### DATA EXCERPT
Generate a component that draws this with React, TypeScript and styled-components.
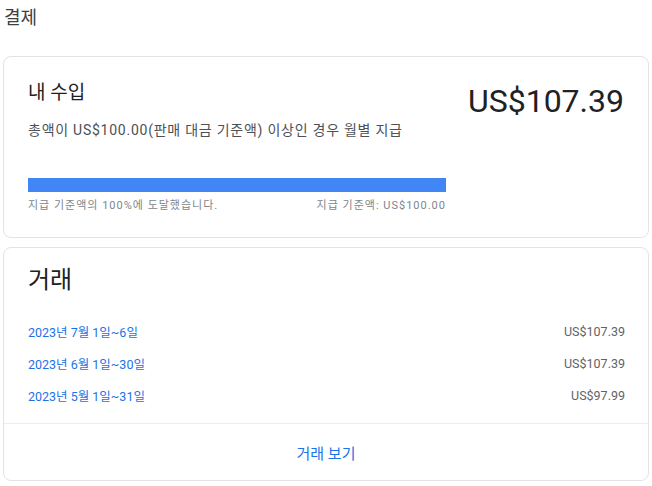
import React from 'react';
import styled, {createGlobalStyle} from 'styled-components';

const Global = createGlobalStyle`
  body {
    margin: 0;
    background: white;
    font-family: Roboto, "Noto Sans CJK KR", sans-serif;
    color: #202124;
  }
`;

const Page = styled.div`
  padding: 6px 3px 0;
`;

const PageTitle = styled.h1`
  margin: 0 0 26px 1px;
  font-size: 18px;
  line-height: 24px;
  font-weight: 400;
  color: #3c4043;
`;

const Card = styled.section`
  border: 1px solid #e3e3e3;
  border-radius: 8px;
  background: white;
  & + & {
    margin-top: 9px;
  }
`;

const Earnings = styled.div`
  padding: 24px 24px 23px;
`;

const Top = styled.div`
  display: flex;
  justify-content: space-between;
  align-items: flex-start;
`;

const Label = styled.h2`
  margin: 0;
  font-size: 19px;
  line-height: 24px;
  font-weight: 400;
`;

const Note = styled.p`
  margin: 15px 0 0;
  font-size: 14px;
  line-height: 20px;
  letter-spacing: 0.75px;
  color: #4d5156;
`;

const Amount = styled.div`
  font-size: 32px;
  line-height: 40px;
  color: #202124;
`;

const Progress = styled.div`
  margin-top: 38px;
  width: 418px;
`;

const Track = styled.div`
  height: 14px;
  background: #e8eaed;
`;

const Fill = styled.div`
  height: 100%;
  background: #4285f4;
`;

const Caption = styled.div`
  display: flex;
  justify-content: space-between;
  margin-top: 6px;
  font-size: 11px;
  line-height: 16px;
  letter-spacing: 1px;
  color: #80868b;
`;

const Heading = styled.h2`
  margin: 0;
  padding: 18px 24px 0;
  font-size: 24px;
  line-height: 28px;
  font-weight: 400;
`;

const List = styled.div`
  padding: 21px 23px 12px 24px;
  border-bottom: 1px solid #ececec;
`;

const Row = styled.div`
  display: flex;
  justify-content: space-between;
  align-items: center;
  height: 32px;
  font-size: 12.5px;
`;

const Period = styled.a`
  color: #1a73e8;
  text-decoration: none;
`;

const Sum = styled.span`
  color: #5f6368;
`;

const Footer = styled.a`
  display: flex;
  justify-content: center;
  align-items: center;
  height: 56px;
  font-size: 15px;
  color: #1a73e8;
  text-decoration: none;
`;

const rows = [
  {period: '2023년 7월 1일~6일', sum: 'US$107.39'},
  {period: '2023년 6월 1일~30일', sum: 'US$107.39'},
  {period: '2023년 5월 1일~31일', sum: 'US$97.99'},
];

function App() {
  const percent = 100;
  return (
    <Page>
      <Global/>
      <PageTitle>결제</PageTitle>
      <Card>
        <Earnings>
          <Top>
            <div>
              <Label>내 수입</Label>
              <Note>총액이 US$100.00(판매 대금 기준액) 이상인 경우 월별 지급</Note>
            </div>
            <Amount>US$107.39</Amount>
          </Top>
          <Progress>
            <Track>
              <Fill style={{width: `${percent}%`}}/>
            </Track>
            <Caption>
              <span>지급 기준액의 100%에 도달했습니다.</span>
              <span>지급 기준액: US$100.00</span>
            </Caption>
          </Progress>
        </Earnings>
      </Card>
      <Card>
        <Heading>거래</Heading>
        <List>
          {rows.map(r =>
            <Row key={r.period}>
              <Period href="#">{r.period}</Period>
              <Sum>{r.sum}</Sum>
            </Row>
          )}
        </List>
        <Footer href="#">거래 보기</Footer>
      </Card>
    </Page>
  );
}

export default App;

### SHORT TASK
From the listing, extract all text exactly as given and drop any picture.

### REPLY TO THE EXERCISE
Generate a component that draws this with React, TypeScript and styled-components.
import React from 'react';
import styled, {createGlobalStyle} from 'styled-components';

const Global = createGlobalStyle`
  body {
    margin: 0;
    background: white;
    font-family: Roboto, "Noto Sans CJK KR", sans-serif;
    color: #202124;
  }
`;

const Page = styled.div`
  padding: 6px 3px 0;
`;

const PageTitle = styled.h1`
  margin: 0 0 26px 1px;
  font-size: 18px;
  line-height: 24px;
  font-weight: 400;
  color: #3c4043;
`;

const Card = styled.section`
  border: 1px solid #e3e3e3;
  border-radius: 8px;
  background: white;
  & + & {
    margin-top: 9px;
  }
`;

const Earnings = styled.div`
  padding: 24px 24px 23px;
`;

const Top = styled.div`
  display: flex;
  justify-content: space-between;
  align-items: flex-start;
`;

const Label = styled.h2`
  margin: 0;
  font-size: 19px;
  line-height: 24px;
  font-weight: 400;
`;

const Note = styled.p`
  margin: 15px 0 0;
  font-size: 14px;
  line-height: 20px;
  letter-spacing: 0.75px;
  color: #4d5156;
`;

const Amount = styled.div`
  font-size: 32px;
  line-height: 40px;
  color: #202124;
`;

const Progress = styled.div`
  margin-top: 38px;
  width: 418px;
`;

const Track = styled.div`
  height: 14px;
  background: #e8eaed;
`;

const Fill = styled.div`
  height: 100%;
  background: #4285f4;
`;

const Caption = styled.div`
  display: flex;
  justify-content: space-between;
  margin-top: 6px;
  font-size: 11px;
  line-height: 16px;
  letter-spacing: 1px;
  color: #80868b;
`;

const Heading = styled.h2`
  margin: 0;
  padding: 18px 24px 0;
  font-size: 24px;
  line-height: 28px;
  font-weight: 400;
`;

const List = styled.div`
  padding: 21px 23px 12px 24px;
  border-bottom: 1px solid #ececec;
`;

const Row = styled.div`
  display: flex;
  justify-content: space-between;
  align-items: center;
  height: 32px;
  font-size: 12.5px;
`;

const Period = styled.a`
  color: #1a73e8;
  text-decoration: none;
`;

const Sum = styled.span`
  color: #5f6368;
`;

const Footer = styled.a`
  display: flex;
  justify-content: center;
  align-items: center;
  height: 56px;
  font-size: 15px;
  color: #1a73e8;
  text-decoration: none;
`;

const rows = [
  {period: '2023년 7월 1일~6일', sum: 'US$107.39'},
  {period: '2023년 6월 1일~30일', sum: 'US$107.39'},
  {period: '2023년 5월 1일~31일', sum: 'US$97.99'},
];

function App() {
  const percent = 100;
  return (
    <Page>
      <Global/>
      <PageTitle>결제</PageTitle>
      <Card>
        <Earnings>
          <Top>
            <div>
              <Label>내 수입</Label>
              <Note>총액이 US$100.00(판매 대금 기준액) 이상인 경우 월별 지급</Note>
            </div>
            <Amount>US$107.39</Amount>
          </Top>
          <Progress>
            <Track>
              <Fill style={{width: `${percent}%`}}/>
            </Track>
            <Caption>
              <span>지급 기준액의 100%에 도달했습니다.</span>
              <span>지급 기준액: US$100.00</span>
            </Caption>
          </Progress>
        </Earnings>
      </Card>
      <Card>
        <Heading>거래</Heading>
        <List>
          {rows.map(r =>
            <Row key={r.period}>
              <Period href="#">{r.period}</Period>
              <Sum>{r.sum}</Sum>
            </Row>
          )}
        </List>
        <Footer href="#">거래 보기</Footer>
      </Card>
    </Page>
  );
}

export default App;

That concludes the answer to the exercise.